PABLO DE SARASATE (1844 - 1908)
The great Spanish violinist Pablo Sarasate was born in Pamplona in 1844, the son of a military bandmaster. After study in Madrid with Manuel Rodríguez Sáez, a pupil of Jules Armingaud, the leader of the quartet of which Edouard Lalo was a member, he entered the Paris Conservatoire at the age of twelve, with the aid of a scholarship from Queen Isabella and the Province of Navarre. Here he became a pupil of Jean-Delphin Alard and also embarked on the study of composition.
He won first prize for violin in 1857 and the following year for solfège, and in 1859 for harmony as a pupil of Henri Reber. By the age of fifteen, however, Sarasate had launched himself on a concert career, at first winning a reputation in Spain and France, before more extended tours to North and South America and throughout the rest of Europe. Composers who wrote for him included Saint-Saëns, Bruch, Lalo, Wieniawski and Dvořák, and he remained distinguished for the purity and beauty of his tone, perfection of technique and musical command. He refused, however, to play Brahms’s Violin Concerto, claiming that the only proper melody in the work was given to the oboe. His playing was in contrast to that of his older contemporary Joseph Joachim, who represented a more characteristically German attitude to performance.

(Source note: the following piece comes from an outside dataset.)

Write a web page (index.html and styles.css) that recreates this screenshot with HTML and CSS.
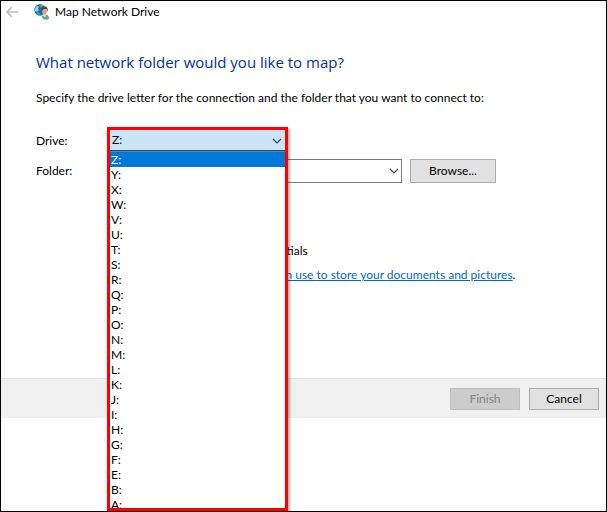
FILE: index.html
```
<!DOCTYPE html>
<html lang="en">

<head>
    <meta charset="UTF-8">
    <meta name="viewport" content="width=device-width, initial-scale=1">
    <title>Map Network Drive</title>
    <link rel="stylesheet" href="styles.css">
</head>

<body>
    <div class="window">
        <header class="titlebar">
            <button class="back" type="button" aria-label="Back" disabled>
                <svg width="12" height="12" viewBox="0 0 12 12">
                    <path d="M12 6H1M6 1L1 6l5 5" fill="none" stroke="#bcbcbc" stroke-width="1.6"/>
                </svg>
            </button>
            <svg class="app-icon" width="16" height="16" viewBox="0 0 16 16">
                <circle cx="6" cy="6" r="5.700" fill="#1c63c4"/>
                <path d="M1 5a6 6 0 0 1 2-3l2 1-1 2 1 1-2 2-2-1z" fill="#8fd4f6"/>
                <path d="M5 1c2-1 4 0 5 1L8 4 6 3zM3 8l3 1 1 2.500-2 0-2-2z" fill="#3fb149"/>
                <path d="M7.500 12.500l3-2 3 .5 2 3-2 1.800-4-.3z" fill="#66ab8c"/>
                <path d="M8.500 10.500l2.500 3 1-3z" fill="#e6eee6"/>
                <ellipse cx="10.500" cy="7.200" rx="2.300" ry="3.300" fill="#d9a77c"/>
                <path d="M7.800 7C7 3.500 9 2.500 10.500 2.500s4 .5 3 5.500L12.500 5 9.500 5z" fill="#5a4028"/>
            </svg>
            <span>Map Network Drive</span>
        </header>

        <form>
            <main>
                <h1>What network folder would you like to map?</h1>
                <p class="intro">Specify the drive letter for the connection and the folder that you want to connect to:</p>

                <div class="row">
                    <label for="drive">Drive:</label>
                    <div class="drive">
                        <div class="picker">
                            <div class="combo">
                                <select id="drive">
                                    <option>Z:</option>
                                </select>
                                <svg class="chevron" width="10" height="6" viewBox="0 0 10 6">
                                    <path d="M1 1l4 4 4-4" fill="none" stroke="#444" stroke-width="1.2"/>
                                </svg>
                            </div>
                            <ul class="letters" role="listbox" aria-label="Drive letters">
                                <li class="selected" role="option" aria-selected="true">Z:</li>
                                <li role="option">Y:</li>
                                <li role="option">X:</li>
                                <li role="option">W:</li>
                                <li role="option">V:</li>
                                <li role="option">U:</li>
                                <li role="option">T:</li>
                                <li role="option">S:</li>
                                <li role="option">R:</li>
                                <li role="option">Q:</li>
                                <li role="option">P:</li>
                                <li role="option">O:</li>
                                <li role="option">N:</li>
                                <li role="option">M:</li>
                                <li role="option">L:</li>
                                <li role="option">K:</li>
                                <li role="option">J:</li>
                                <li role="option">I:</li>
                                <li role="option">H:</li>
                                <li role="option">G:</li>
                                <li role="option">F:</li>
                                <li role="option">E:</li>
                                <li role="option">B:</li>
                                <li role="option">A:</li>
                            </ul>
                        </div>
                    </div>
                </div>

                <div class="row">
                    <label for="folder">Folder:</label>
                    <div class="combo folder">
                        <input id="folder" type="text">
                        <svg class="chevron" width="10" height="6" viewBox="0 0 10 6">
                            <path d="M1 1l4 4 4-4" fill="none" stroke="#444" stroke-width="1.2"/>
                        </svg>
                    </div>
                    <button class="btn browse" type="button">Browse...</button>
                </div>

                <div class="options">
                    <label class="check"><input type="checkbox"> Connect using different credentials</label>
                    <p class="web"><a href="#">Connect to a Web site that you can use to store your documents and pictures</a>.</p>
                </div>
            </main>

            <footer>
                <button class="btn" type="submit" disabled>Finish</button>
                <button class="btn" type="button">Cancel</button>
            </footer>
        </form>
    </div>
</body>

</html>
```

FILE: styles.css
```
* {
    box-sizing: border-box;
}

body {
    margin: 0;
    background: #fff;
    color: #000;
    font: 12px/16px Lato, "Open Sans", sans-serif;
}

button,
input,
select {
    font: inherit;
    color: inherit;
}

h1,
p,
ul {
    margin: 0;
    padding: 0;
}

.window {
    position: relative;
    min-height: 100vh;
    border: 1px solid #000;
    overflow: hidden;
}

.titlebar {
    display: flex;
    align-items: center;
    height: 22px;
    padding-left: 5px;
}

.back {
    display: flex;
    padding: 0;
    border: 0;
    background: none;
}

.app-icon {
    margin: 0 5px 0 16px;
}

main {
    height: 355px;
    padding: 27px 35px 0;
}

h1 {
    color: #003399;
    font-family: "Open Sans", sans-serif;
    font-size: 15px;
    font-weight: normal;
    line-height: 24px;
}

.intro {
    margin: 16px 0 23px;
    white-space: nowrap;
}

.row {
    display: flex;
    align-items: center;
    height: 24px;
    margin-bottom: 6px;
}

.row > label {
    width: 71px;
}

.drive {
    position: relative;
    width: 181px;
    height: 24px;
}

/* open drop-down, lies over the rest of the dialog */
.picker {
    position: absolute;
    top: -2px;
    left: 0;
    z-index: 1;
    width: 181px;
    border: 3px solid #f00;
    background: #fff;
    box-shadow: 2px 2px 2px rgba(0, 0, 0, 0.3);
}

.combo {
    display: flex;
    align-items: center;
    position: relative;
}

.combo select,
.combo input {
    width: 100%;
    height: 24px;
    padding: 0 2px;
    border: 1px solid #7a7a7a;
    border-radius: 0;
    background: #fff;
    appearance: none;
    outline: 0;
}

.combo select {
    height: 21px;
    border: 0;
    border-bottom: 1px solid #005499;
    background: #cce4f7;
}

.chevron {
    position: absolute;
    right: 3px;
}

.letters {
    height: 357px;
    border-top: 1px solid #7a7a7a;
    overflow: hidden;
    list-style: none;
    line-height: 15px;
}

.letters li {
    padding-left: 1px;
}

.letters .selected {
    background: #0078d7;
    color: #fff;
}

.folder {
    width: 295px;
}

.btn {
    width: 70px;
    height: 22px;
    padding: 0;
    border: 1px solid #adadad;
    background: #e1e1e1;
}

.btn:disabled {
    border-color: #bfbfbf;
    background: #ccc;
    color: #838383;
}

.browse {
    width: 86px;
    height: 24px;
    margin-left: 8px;
}

.options {
    margin: 60px 0 0 71px;
    white-space: nowrap;
}

.check {
    display: flex;
    align-items: center;
}

.check input {
    width: 13px;
    height: 13px;
    margin: 0 4px 0 0;
}

.web {
    margin-top: 8px;
}

a {
    color: #0066cc;
}

footer {
    display: flex;
    justify-content: flex-end;
    gap: 9px;
    height: 40px;
    padding: 9px 7px;
    border-top: 1px solid #dfdfdf;
    background: #f0f0f0;
}
```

For his own use Sarasate wrote a number of works for violin and piano or violin and orchestra, including, as might be expected, compositions based on Spanish themes and rhythms. Following the common practice of his time, he also wrote concert fantasies based on themes from popular operas and compositions based on Spanish themes and rhythms. Among these one of the best known is his Zigeunerweisen (Gypsy Airs), together with his Spanish Dances of which the best known remains his ‘Carmen Fantasy’.
As a composer, Sarasate was prolific. His works can be divided into five general groups. The first group contains compositions in the folk idiom, the second consists of opera fantasies, the third group are ‘original’ compositions and the fourth group are some excellent transcriptions, with the last group consisting of a few cadenzas to violin concertos.